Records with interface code
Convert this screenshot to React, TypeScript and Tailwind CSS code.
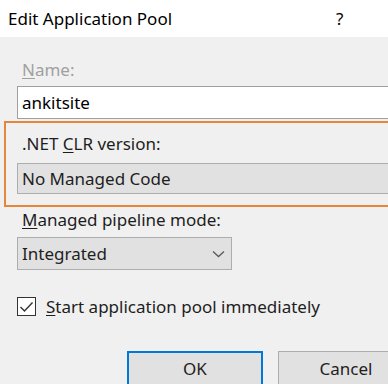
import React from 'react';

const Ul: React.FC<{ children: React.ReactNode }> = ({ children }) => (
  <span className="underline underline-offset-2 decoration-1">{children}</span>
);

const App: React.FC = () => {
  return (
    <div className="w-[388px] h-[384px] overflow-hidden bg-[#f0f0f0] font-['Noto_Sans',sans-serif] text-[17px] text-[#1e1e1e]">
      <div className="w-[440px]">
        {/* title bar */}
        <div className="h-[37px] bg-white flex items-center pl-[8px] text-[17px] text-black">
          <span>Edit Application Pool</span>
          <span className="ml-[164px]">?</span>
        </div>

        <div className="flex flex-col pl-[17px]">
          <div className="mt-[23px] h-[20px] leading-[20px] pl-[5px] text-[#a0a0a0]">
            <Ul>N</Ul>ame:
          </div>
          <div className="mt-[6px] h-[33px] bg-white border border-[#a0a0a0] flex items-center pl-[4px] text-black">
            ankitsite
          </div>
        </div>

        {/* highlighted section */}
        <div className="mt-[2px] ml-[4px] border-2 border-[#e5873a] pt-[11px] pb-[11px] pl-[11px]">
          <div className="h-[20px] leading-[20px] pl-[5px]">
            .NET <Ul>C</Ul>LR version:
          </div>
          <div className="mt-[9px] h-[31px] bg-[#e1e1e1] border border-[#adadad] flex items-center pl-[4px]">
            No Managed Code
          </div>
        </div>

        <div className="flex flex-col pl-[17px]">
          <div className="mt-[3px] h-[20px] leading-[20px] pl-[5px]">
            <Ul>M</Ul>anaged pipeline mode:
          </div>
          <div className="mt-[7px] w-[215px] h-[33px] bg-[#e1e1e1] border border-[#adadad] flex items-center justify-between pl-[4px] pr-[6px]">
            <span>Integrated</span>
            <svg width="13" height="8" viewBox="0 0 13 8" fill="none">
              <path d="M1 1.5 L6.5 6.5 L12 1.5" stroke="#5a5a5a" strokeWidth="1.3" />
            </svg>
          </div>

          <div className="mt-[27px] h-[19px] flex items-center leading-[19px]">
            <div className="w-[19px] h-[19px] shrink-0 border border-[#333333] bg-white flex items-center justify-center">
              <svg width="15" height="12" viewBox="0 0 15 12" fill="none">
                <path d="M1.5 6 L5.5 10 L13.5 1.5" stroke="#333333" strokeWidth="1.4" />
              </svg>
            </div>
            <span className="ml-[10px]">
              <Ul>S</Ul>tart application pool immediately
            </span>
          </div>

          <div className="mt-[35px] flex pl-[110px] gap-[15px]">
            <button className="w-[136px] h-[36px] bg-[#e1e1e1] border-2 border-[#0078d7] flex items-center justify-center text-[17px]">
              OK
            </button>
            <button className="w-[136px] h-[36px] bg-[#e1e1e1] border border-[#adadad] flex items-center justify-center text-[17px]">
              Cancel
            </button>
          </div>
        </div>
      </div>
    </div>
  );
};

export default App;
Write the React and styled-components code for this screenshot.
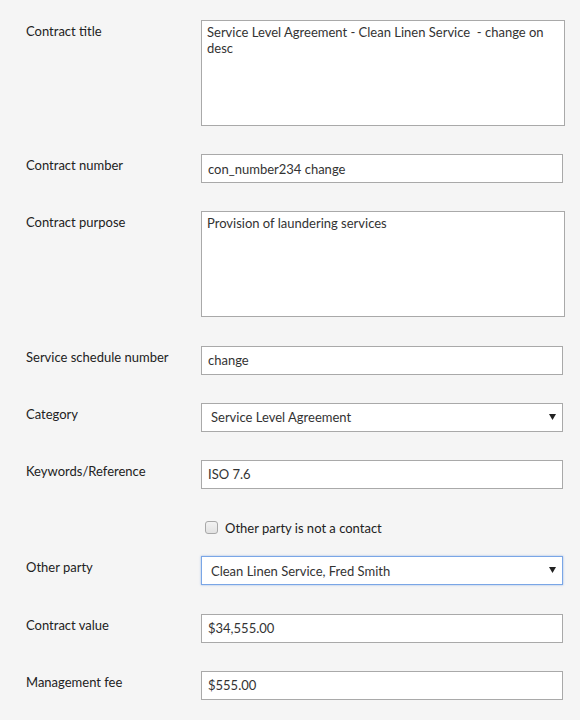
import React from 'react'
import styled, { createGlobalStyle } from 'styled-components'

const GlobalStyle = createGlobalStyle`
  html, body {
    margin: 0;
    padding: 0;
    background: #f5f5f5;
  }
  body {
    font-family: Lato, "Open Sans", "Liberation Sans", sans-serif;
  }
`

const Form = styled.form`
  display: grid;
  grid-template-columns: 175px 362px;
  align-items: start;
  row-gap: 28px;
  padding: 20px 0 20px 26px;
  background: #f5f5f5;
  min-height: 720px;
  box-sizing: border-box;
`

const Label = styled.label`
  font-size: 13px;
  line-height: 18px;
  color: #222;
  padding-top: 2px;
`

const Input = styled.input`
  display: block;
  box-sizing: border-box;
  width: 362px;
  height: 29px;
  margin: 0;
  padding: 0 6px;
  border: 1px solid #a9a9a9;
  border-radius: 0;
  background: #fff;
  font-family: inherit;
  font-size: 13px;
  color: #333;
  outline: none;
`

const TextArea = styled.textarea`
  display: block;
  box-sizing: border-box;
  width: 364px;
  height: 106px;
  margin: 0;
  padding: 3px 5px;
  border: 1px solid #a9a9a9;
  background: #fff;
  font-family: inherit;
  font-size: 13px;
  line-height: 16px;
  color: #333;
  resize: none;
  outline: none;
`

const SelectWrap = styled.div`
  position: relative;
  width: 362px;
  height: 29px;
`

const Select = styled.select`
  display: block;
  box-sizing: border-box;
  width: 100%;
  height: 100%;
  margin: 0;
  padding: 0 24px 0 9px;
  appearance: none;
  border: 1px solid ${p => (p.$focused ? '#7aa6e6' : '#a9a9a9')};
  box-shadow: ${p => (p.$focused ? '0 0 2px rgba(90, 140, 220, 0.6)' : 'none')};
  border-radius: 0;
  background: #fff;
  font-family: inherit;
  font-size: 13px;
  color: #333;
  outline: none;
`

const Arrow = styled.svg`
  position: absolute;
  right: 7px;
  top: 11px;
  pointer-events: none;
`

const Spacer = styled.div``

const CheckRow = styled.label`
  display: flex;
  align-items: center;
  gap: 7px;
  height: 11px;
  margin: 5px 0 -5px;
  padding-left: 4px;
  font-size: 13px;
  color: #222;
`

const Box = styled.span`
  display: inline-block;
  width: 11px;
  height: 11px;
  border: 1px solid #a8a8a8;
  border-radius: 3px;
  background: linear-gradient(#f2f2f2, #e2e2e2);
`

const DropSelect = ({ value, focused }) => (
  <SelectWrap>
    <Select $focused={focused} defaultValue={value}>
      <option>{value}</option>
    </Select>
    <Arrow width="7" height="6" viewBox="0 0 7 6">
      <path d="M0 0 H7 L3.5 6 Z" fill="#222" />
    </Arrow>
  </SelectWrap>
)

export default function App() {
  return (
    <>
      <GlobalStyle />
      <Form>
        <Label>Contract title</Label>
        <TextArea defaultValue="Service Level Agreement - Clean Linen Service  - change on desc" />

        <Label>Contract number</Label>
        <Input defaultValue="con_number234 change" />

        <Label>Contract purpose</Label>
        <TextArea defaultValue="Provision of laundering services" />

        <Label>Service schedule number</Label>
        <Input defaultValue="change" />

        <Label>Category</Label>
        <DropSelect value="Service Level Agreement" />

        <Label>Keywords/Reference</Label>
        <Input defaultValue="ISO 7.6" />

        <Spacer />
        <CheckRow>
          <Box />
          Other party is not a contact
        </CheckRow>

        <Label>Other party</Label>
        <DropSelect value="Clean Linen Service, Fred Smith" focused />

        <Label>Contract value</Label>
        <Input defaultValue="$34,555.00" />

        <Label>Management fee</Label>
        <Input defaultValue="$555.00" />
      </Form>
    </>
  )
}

==

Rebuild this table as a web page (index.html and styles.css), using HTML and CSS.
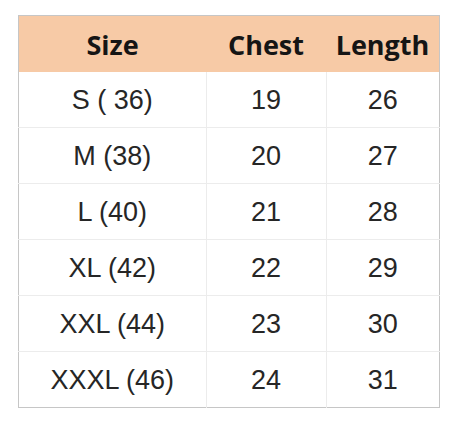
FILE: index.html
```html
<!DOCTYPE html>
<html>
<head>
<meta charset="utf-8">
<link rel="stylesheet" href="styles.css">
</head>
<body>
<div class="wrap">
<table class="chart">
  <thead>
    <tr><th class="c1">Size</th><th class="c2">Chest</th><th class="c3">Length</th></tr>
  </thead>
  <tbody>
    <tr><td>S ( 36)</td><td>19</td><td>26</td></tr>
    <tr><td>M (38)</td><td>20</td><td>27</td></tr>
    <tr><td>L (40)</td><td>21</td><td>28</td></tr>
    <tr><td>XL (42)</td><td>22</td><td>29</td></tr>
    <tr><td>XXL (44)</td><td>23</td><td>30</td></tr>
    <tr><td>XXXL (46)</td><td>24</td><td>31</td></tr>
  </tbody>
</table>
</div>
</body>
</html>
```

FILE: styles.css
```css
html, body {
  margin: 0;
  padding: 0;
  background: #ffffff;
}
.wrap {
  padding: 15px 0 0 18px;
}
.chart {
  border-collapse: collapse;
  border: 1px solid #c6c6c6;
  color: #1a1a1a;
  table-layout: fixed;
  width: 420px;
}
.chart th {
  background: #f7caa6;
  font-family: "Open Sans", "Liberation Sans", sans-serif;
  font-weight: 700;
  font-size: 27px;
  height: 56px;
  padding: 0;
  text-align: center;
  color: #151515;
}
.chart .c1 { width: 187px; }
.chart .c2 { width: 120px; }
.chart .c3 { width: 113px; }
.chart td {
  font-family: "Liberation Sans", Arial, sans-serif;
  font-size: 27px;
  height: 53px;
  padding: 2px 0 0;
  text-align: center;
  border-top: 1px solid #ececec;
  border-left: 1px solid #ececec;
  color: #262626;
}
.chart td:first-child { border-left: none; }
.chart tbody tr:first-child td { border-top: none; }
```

* * *

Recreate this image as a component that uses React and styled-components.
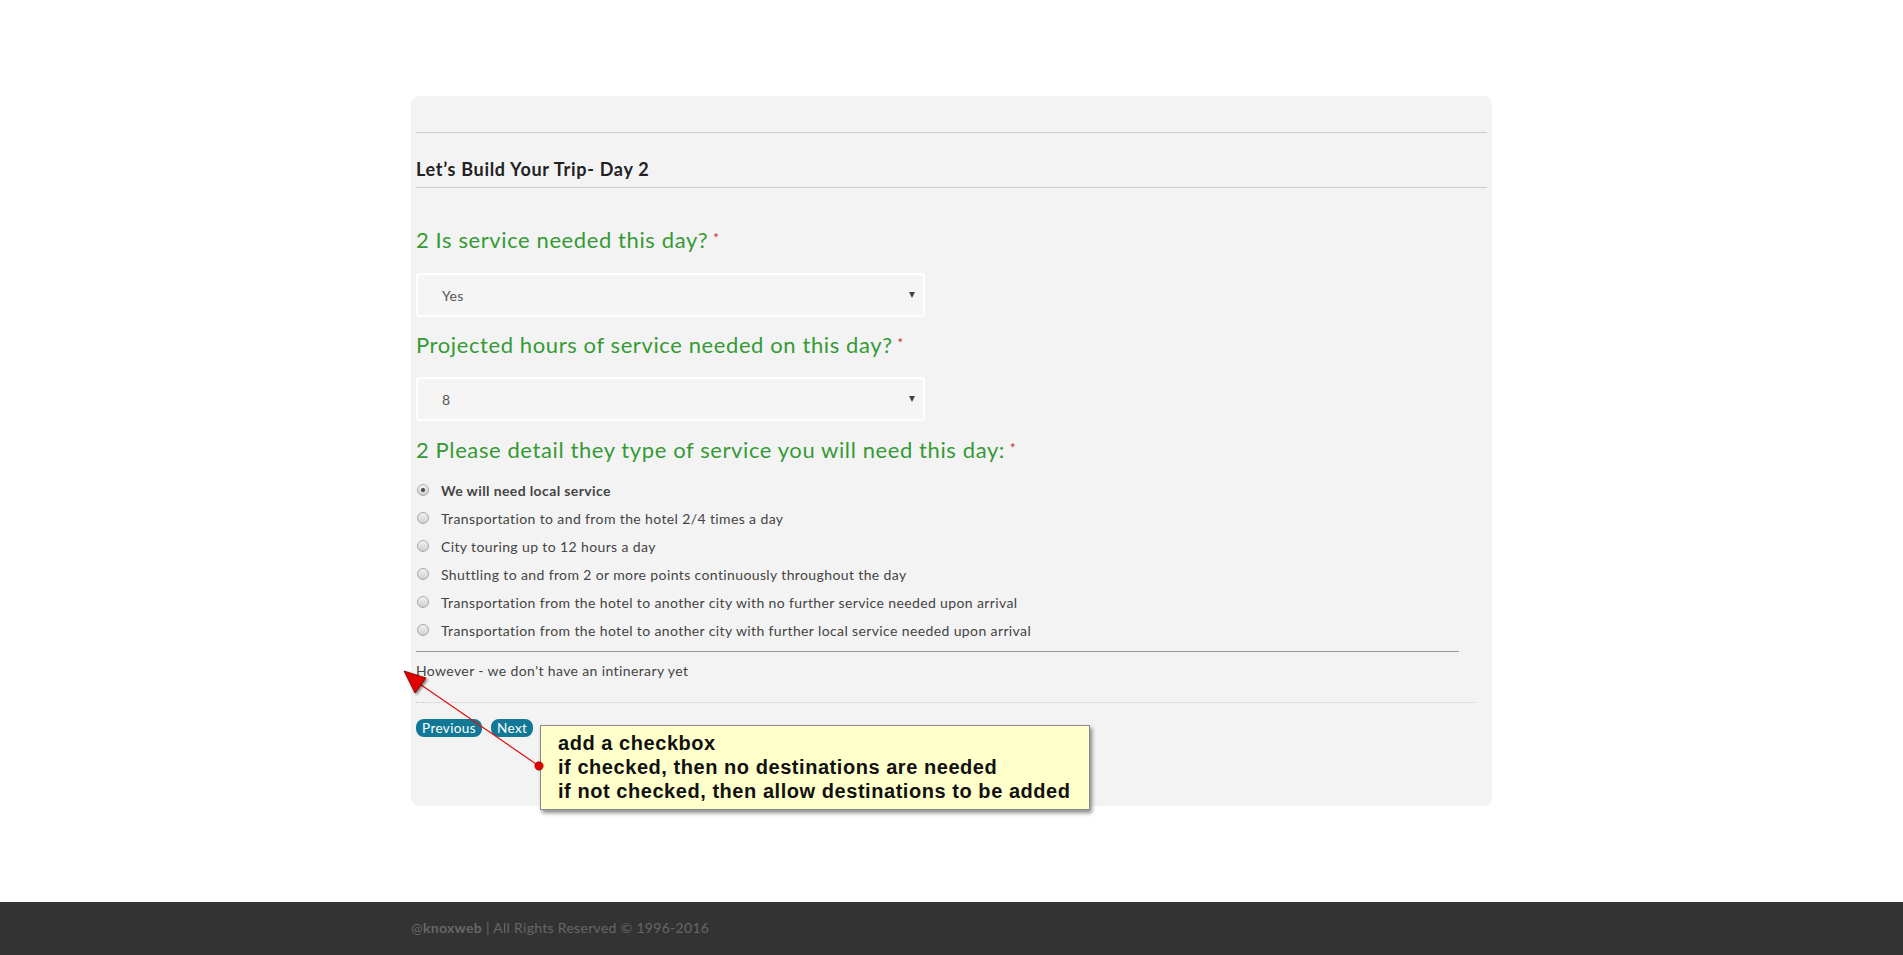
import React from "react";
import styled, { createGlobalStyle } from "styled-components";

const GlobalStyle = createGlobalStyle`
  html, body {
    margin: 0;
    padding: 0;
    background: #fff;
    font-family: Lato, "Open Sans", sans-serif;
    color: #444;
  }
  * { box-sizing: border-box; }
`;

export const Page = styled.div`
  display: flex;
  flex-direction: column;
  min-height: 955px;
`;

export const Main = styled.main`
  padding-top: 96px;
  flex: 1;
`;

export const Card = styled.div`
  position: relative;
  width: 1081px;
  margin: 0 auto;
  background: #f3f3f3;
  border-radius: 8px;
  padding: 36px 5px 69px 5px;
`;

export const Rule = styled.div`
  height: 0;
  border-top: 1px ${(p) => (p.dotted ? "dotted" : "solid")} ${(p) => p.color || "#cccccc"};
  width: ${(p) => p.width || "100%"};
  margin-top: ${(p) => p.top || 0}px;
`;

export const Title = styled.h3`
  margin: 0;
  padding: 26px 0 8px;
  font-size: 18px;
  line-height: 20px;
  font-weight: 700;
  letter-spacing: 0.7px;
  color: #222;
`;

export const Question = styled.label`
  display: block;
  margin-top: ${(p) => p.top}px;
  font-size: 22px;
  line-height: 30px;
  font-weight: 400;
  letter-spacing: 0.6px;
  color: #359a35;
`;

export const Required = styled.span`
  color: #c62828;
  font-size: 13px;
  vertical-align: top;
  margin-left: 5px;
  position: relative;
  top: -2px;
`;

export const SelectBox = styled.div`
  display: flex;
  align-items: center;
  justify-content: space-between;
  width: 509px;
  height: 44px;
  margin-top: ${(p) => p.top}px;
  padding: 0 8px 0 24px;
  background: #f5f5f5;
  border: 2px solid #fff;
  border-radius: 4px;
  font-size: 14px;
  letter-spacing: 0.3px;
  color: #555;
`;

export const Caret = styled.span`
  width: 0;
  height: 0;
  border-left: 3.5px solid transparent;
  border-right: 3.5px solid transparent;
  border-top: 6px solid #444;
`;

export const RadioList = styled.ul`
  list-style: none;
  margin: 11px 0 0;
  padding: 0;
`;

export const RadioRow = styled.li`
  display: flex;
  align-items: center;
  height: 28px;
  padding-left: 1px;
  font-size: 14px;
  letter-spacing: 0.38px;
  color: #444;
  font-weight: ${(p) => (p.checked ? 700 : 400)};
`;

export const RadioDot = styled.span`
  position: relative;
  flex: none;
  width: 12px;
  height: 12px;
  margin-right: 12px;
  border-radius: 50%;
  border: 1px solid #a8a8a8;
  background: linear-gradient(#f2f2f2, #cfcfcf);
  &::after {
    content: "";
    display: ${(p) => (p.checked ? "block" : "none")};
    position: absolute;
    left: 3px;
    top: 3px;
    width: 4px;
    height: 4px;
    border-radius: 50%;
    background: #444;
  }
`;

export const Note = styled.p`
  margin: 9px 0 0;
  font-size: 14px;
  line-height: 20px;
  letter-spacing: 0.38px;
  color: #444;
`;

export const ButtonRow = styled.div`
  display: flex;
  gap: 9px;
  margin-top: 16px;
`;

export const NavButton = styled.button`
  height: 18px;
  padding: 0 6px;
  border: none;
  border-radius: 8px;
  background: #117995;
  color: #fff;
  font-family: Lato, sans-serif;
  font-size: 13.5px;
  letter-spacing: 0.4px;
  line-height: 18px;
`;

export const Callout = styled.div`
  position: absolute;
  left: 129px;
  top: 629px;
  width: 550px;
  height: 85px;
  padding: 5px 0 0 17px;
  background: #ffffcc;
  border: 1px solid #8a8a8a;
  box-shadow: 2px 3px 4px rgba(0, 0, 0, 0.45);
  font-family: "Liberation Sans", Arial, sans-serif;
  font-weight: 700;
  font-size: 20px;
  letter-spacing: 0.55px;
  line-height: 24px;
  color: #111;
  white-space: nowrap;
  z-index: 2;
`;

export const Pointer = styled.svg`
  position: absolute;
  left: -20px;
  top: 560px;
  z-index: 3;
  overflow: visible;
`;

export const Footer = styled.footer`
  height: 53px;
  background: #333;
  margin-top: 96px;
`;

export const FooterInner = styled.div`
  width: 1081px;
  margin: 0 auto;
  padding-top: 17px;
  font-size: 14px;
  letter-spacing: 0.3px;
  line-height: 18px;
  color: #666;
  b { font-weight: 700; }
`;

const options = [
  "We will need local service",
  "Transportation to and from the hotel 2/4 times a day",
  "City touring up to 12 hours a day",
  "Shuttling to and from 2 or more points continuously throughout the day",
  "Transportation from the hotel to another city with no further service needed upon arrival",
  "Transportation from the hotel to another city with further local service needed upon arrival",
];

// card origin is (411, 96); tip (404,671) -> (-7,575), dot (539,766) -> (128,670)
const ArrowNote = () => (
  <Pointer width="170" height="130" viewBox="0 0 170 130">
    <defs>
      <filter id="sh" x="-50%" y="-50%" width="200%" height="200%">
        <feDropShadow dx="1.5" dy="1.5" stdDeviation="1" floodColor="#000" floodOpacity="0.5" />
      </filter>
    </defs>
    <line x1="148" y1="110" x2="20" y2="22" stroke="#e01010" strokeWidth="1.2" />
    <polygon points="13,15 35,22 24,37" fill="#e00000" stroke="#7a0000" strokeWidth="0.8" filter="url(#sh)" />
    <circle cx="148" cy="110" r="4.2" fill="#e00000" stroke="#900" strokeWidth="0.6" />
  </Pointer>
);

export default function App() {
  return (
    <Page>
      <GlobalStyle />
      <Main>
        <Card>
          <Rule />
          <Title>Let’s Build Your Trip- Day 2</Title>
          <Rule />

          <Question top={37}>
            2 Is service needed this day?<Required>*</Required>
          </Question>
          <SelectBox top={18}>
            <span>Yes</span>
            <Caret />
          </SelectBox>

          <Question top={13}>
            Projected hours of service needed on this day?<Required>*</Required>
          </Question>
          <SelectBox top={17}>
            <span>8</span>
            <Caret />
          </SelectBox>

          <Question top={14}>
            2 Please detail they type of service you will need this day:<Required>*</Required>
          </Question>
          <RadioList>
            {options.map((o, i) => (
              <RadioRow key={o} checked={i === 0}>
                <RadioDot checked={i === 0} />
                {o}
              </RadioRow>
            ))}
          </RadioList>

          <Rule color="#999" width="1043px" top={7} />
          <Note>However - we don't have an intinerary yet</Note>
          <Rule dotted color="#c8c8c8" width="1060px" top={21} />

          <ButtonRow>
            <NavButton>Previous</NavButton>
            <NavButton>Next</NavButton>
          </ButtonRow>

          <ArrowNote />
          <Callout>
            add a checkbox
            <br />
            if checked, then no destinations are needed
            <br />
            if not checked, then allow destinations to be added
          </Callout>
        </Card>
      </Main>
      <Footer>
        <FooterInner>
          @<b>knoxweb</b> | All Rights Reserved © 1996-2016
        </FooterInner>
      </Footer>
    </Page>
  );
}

Written request:
Check each line of the material above for "this" and say how many lines contain it, giving the number alone.

Result of the exercise:
7